Every time I read another person’s glowing review I’m convinced it’s a case of if I don’t love this book then I’m just not cool enough. Dislike with five negative stars.

Worst Book Ever, Period Exclamation Point: Everything That Remains: A Memoir by the Minimalists by Joshua Fields Millburn

At least Walden had the benefit of being literary. Here’s how to sum up this book, and trust me, this is not a spoiler: 30-something rich guys have existential angst, get rid of all their stuff, move to a small town in Montana where they look down on people for their shitty lives, scoff at anyone who owns a sofa, and get preachy about how they’ve figured out the right way to live. Don’t be fooled into thinking this is anything but self-absorbed, self-righteous drivel. If you liked this book, stop it.

Worst Book With The Nicest Cover: The Book of Strange New Things by Michel Faber

The cover is black and padded with gold leaf and the pages are edged with gold. I bought it synopsis-unseen because I thought if someone cared that much about the cover, they had to care about the story. Alas. I guess it wasn’t the worst story ever, but it was superficial, stupid, pointless and not very entertaining. I feel like the author had a message that he really wanted to cram down your throat but it was so muddled that I couldn’t quite figure out what it was.

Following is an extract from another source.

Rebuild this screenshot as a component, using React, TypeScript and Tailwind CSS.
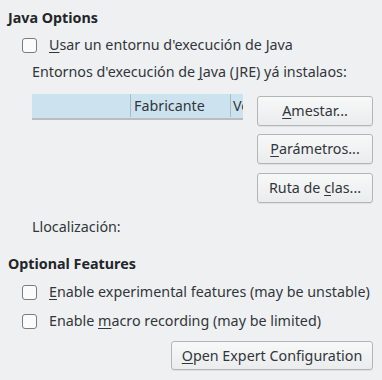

I’ll sum it up: earth is dying. People go to another planet. They meet indigenous beings and proselytize to them. The end. It’s possible there was a religious message there? Or an environmental one? Or just a story about first contact? I have no idea. It was a waste of a cover.

Before this becomes a book of books, I’m going to call this a successful first Academy Awards of Books. I KNOW I left a ton of gems off this list and I am going to obsess about it for the rest of my life. Perhaps one day we will have an encore book post. But right now I’m going to read one of the four I currently have started.

Photo: bookshelves that we had specially built when we remodeled our condo AF (After Flood). They covered two full walls and even then we had piles of books on the floor.